U.S. job growth was far less robust in the year through March than previously reported, adding to mounting pressure on the Federal Reserve to lower interest rates.

The number of workers on payrolls from March 2024 to March 2025 will likely be revised down by a record 911,000, or 0.6 percent, according to the government’s preliminary benchmark revision out today. The final figures are due early next year.

Before the report, the government’s payrolls data indicated that employers added nearly 1.8 million total jobs in the year through March on a non–seasonally adjusted basis, or an average of 149,000 per month. The revision showed average monthly job growth was roughly half that.

The Bureau of Labor Statistics (BLS) adjustment indicates that the labor market slowdown in recent months followed an extended period of moderate job growth, which may lay the groundwork for a series of interest rate cuts beginning next week. Fed Chair Jerome Powell recently acknowledged that risks to the job market have increased, and two of his colleagues preferred to lower borrowing costs in July. Traders widely expect central bankers to cut rates at the conclusion of their two-day meeting on September 17 and 18.

The labor market “was materially weaker than the BLS initially estimated in the year to March 2025, giving the Fed another reason to lower rates next week,” Sal Guatieri, senior economist at BMO Capital Markets, said in a note. Payrolls were marked down in nearly every industry and in most states. Combined payrolls at wholesale and retail establishments led the downward revision, followed by leisure and hospitality. Professional and business services, as well as manufacturing, were also notably marked down.

While benchmark revisions are carried out every year, they’ve garnered added attention this year with investors and Fed watchers looking for any signs that the labor market may be slowing faster than previously thought.

Revisions Draw Political Ire

In August, sizable adjustments to monthly jobs data sparked outrage at the White House and led to President Donald Trump’s dismissal of the head of the BLS. Last year, he took aim at former President Joe Biden, calling into question the integrity of his administration and its economic record after a similarly large downward revision in the 2024 preliminary benchmark revision. The final 2024 revision was ultimately not as severe as the preliminary suggested, though it was still the largest since 2009.

“Today, the BLS released the largest downward revision on record, proving that President Trump was right: Biden’s economy was a disaster and the BLS is broken,” White House Press Secretary Karoline Leavitt said in a statement. “This is exactly why we need new leadership to restore trust and confidence in the BLS’s data.”

While Trump has been critical of revisions, both the monthly and benchmark adjustments are part of a routine process of updating estimates as more data become available. In recent years, adjustments have been bigger than usual, which some economists attribute to unique post-pandemic dynamics.

“Today’s massive downward revision gives the American people even more reason to doubt the integrity of data being published by BLS,” Labor Secretary Lori Chavez-DeRemer said in a statement. The Labor Department oversees the BLS. “Considering these reports are the foundation of economic forecasts and major policy decisions, there is no room for such a significant and consistent amount of error. It’s imperative for the data to remain accurate, impartial, and never altered for political gain,” she added.
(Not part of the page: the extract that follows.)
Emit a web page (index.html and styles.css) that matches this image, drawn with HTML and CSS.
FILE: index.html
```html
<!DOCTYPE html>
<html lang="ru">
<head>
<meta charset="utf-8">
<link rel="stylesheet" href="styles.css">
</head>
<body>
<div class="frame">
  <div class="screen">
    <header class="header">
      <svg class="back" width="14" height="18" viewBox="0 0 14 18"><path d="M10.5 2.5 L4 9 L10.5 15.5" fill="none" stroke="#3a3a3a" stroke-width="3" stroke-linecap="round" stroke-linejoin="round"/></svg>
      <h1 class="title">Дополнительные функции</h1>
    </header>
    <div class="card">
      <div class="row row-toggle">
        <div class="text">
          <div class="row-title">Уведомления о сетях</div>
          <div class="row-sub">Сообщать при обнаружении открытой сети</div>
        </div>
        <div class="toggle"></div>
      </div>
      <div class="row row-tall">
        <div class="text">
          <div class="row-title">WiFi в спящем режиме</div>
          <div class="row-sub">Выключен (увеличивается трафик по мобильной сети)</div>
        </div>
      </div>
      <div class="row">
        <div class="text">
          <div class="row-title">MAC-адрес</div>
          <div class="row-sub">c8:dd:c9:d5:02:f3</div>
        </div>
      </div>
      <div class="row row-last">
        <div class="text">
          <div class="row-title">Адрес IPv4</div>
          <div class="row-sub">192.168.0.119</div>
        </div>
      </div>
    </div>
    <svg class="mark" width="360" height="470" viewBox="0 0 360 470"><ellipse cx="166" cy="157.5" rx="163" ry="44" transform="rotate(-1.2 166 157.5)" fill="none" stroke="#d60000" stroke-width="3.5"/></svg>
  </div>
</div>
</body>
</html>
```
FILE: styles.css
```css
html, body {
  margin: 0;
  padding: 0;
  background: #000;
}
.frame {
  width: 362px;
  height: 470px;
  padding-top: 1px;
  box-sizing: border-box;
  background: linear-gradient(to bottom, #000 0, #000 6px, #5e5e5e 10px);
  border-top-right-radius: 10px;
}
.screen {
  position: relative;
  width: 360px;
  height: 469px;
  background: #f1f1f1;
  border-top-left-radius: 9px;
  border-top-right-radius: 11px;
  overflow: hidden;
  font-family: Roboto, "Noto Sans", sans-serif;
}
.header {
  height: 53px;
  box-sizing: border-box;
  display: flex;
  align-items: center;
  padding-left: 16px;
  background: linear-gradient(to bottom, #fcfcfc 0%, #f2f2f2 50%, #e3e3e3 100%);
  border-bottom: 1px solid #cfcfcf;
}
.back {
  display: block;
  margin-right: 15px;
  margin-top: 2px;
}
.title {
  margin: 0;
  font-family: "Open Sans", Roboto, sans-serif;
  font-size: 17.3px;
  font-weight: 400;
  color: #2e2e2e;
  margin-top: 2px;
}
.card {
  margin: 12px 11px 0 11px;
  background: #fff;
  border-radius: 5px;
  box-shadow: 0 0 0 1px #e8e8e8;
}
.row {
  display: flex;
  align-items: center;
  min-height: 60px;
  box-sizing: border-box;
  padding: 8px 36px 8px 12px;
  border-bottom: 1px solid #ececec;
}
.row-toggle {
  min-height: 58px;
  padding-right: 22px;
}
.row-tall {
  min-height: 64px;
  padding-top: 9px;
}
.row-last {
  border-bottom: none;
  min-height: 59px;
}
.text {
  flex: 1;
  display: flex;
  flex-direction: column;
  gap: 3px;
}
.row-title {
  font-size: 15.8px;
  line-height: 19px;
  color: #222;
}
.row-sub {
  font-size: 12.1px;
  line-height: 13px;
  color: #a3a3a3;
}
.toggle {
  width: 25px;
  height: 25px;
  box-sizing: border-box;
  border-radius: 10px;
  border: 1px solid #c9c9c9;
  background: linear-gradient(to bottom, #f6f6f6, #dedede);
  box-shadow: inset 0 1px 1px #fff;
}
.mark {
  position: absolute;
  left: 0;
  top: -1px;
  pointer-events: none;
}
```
While the revision in and of itself is large, it’s not so big in the context of the broader economy, said Joseph Brusuelas, chief economist at RSM US LLP. “In an economy where 163.3 million individuals are employed, a downward revision of 911,000 distributed over the space of 12 months is not that large from a quantitative point of view,” Brusuelas said in a note. “We will not know the monthly distribution of those downward revisions until February 2026.”
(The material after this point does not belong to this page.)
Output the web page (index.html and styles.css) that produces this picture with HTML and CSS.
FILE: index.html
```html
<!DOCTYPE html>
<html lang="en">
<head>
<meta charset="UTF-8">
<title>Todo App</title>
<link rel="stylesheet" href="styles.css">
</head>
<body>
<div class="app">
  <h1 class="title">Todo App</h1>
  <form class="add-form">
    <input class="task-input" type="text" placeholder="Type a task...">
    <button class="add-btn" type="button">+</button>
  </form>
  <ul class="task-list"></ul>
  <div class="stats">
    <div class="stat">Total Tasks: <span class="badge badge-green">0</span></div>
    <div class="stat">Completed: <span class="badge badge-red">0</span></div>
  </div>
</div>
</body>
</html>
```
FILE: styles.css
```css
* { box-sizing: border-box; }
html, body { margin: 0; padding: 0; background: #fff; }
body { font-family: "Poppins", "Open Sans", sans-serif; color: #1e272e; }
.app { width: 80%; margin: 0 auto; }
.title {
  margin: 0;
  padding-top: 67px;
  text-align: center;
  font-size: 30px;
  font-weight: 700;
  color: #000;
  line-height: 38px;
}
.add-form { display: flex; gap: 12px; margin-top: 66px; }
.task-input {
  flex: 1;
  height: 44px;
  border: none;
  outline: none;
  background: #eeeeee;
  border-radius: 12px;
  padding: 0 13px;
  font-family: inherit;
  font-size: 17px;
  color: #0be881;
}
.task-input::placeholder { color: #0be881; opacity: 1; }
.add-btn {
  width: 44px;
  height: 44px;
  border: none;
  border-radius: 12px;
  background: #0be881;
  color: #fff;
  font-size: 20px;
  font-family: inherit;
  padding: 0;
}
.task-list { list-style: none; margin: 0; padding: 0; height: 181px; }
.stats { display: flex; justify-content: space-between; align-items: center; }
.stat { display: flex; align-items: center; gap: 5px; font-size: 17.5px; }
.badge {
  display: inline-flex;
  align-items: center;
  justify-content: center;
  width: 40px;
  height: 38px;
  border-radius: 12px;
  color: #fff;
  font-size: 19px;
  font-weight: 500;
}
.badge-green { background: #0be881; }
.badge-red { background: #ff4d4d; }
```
What Bloomberg Economics Says...

Several economists said the initial payrolls data may have been impacted by a number of factors, including adjustments for the creation and closure of businesses and how unauthorized immigrant workers are counted. The BLS compiles each monthly employment report from two surveys. The benchmark revisions pertain to payrolls, which are gathered through a survey of businesses. They don’t affect the unemployment rate, which is derived from a survey of households. Once a year, the BLS benchmarks the March payrolls level to a more accurate, but less timely, data source called the Quarterly Census of Employment and Wages (QCEW), which is based on state unemployment insurance tax records and covers nearly all U.S. jobs.
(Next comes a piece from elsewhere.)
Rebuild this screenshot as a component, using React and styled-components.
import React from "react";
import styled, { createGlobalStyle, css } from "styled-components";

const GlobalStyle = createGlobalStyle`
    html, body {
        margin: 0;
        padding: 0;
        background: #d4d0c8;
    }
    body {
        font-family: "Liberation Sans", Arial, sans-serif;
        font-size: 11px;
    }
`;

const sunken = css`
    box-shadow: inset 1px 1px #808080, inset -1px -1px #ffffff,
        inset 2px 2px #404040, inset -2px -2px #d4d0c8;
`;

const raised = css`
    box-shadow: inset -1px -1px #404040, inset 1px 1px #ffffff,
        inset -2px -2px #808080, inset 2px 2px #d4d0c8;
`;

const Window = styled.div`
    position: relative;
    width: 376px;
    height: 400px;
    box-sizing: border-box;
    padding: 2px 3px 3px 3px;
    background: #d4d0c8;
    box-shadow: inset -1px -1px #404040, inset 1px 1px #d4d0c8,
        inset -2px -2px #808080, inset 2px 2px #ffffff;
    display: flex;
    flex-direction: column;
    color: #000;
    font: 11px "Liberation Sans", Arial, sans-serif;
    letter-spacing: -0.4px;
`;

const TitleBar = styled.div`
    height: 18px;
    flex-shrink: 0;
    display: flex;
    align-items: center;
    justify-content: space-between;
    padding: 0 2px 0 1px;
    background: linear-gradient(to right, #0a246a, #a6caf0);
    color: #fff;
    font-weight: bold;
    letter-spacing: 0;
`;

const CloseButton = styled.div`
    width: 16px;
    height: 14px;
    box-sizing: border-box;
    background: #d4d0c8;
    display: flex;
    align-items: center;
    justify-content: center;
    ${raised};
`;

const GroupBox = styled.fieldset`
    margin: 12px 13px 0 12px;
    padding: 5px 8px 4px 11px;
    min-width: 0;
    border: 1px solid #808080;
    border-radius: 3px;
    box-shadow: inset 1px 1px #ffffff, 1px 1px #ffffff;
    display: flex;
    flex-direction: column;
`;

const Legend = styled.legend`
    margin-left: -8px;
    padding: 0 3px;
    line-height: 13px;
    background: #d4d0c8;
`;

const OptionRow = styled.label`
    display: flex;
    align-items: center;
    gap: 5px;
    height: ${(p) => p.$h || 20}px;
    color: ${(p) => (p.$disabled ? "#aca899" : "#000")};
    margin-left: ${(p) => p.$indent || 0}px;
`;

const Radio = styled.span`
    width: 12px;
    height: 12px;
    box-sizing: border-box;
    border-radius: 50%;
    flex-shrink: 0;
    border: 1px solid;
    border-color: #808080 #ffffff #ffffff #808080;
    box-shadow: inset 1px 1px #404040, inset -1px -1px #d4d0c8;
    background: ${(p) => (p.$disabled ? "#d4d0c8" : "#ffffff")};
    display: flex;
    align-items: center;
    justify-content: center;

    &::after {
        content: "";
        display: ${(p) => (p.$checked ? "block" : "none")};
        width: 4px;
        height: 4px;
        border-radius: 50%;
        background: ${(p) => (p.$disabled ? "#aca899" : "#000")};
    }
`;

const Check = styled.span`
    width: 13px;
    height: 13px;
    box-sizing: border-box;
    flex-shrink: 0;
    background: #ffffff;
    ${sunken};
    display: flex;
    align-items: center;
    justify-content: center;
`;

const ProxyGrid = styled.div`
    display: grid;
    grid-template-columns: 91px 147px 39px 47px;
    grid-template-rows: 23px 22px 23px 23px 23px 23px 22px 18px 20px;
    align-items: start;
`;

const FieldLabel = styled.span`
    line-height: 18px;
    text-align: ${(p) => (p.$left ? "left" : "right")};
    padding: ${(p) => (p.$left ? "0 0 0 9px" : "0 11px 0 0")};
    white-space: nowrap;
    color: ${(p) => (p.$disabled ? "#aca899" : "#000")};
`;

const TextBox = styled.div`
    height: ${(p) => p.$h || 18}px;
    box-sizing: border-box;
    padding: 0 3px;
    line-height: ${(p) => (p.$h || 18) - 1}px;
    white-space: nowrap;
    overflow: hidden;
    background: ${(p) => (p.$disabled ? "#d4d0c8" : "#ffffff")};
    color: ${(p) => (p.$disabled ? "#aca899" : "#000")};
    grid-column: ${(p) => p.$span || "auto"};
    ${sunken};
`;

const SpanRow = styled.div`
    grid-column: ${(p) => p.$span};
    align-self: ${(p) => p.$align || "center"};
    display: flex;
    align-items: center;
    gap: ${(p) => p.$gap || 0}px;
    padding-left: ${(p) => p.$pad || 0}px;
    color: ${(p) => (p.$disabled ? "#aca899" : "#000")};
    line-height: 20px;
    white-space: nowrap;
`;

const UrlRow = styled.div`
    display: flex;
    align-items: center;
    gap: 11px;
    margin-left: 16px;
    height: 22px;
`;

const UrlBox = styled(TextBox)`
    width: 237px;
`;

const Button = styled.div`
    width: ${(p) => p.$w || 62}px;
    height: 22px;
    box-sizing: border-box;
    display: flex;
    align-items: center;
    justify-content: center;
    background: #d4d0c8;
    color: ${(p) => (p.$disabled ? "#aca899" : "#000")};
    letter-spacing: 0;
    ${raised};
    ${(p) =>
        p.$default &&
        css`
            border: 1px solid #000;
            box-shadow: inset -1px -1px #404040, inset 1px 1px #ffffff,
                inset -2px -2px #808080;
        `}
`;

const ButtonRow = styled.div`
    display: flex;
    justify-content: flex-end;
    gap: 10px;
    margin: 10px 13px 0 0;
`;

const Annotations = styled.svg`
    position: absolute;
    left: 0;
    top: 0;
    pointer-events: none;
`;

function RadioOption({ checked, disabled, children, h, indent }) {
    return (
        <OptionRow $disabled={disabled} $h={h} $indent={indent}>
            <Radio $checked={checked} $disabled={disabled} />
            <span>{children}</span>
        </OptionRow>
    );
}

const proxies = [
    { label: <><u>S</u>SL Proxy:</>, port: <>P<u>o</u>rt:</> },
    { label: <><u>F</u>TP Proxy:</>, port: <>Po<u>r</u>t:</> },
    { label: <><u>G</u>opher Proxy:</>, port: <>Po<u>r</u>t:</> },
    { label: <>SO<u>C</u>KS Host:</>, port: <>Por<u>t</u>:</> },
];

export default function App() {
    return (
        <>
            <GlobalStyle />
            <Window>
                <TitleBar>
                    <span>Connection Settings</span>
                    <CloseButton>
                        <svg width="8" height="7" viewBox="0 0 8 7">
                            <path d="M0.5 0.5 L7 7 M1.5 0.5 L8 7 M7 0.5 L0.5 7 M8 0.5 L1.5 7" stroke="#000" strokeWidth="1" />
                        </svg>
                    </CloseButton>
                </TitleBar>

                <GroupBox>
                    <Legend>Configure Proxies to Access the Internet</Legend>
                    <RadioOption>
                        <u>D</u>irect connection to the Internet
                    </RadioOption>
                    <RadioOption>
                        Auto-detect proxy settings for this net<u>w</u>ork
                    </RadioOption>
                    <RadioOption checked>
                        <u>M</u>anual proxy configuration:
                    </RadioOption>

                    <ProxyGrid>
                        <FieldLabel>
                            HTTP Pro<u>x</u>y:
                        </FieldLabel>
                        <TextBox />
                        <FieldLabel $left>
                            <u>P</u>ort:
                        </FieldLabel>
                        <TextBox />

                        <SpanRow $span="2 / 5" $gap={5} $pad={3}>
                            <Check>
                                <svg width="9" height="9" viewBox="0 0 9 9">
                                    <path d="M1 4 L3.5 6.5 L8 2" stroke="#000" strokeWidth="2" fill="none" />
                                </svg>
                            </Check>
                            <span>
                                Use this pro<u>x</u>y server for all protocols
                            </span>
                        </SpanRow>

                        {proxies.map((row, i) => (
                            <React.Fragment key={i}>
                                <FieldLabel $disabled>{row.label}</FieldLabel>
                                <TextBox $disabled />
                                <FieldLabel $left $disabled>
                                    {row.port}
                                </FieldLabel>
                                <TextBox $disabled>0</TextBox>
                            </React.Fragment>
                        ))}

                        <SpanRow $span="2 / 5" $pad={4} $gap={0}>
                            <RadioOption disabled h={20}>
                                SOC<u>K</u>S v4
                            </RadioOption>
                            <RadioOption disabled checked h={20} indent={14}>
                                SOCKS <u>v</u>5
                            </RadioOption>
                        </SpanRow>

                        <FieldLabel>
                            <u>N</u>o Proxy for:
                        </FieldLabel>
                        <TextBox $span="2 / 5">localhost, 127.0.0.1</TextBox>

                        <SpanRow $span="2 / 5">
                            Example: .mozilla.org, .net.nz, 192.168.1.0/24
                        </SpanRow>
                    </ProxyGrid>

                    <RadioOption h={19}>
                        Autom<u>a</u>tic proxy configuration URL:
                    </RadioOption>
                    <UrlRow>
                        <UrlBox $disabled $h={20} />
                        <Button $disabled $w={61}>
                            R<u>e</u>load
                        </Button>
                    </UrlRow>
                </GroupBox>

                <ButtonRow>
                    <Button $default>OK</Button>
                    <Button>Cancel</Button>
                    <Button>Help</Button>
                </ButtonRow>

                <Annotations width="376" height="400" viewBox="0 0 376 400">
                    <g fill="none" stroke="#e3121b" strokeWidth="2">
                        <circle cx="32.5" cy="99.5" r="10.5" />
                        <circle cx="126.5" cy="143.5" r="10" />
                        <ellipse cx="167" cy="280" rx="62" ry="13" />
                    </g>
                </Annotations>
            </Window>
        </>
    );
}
The preliminary figure applies to the total level of payrolls in March 2025. The final numbers, which are released with the employment report due next February, will break out the revisions by month. For most of the recent years, initial monthly payroll data has been stronger than the QCEW figures. Some economists attribute that in part to the so-called birth-death model—an adjustment that the BLS makes to the data to account for the net number of businesses opening and closing, but that might be off in the post-pandemic world.

Others have argued there’s another reason behind that discrepancy: immigration. Because the QCEW report is based on unemployment insurance records—which undocumented immigrants can’t apply to—the data likely has stripped out thousands of unauthorized workers that were included in the initial payroll estimates.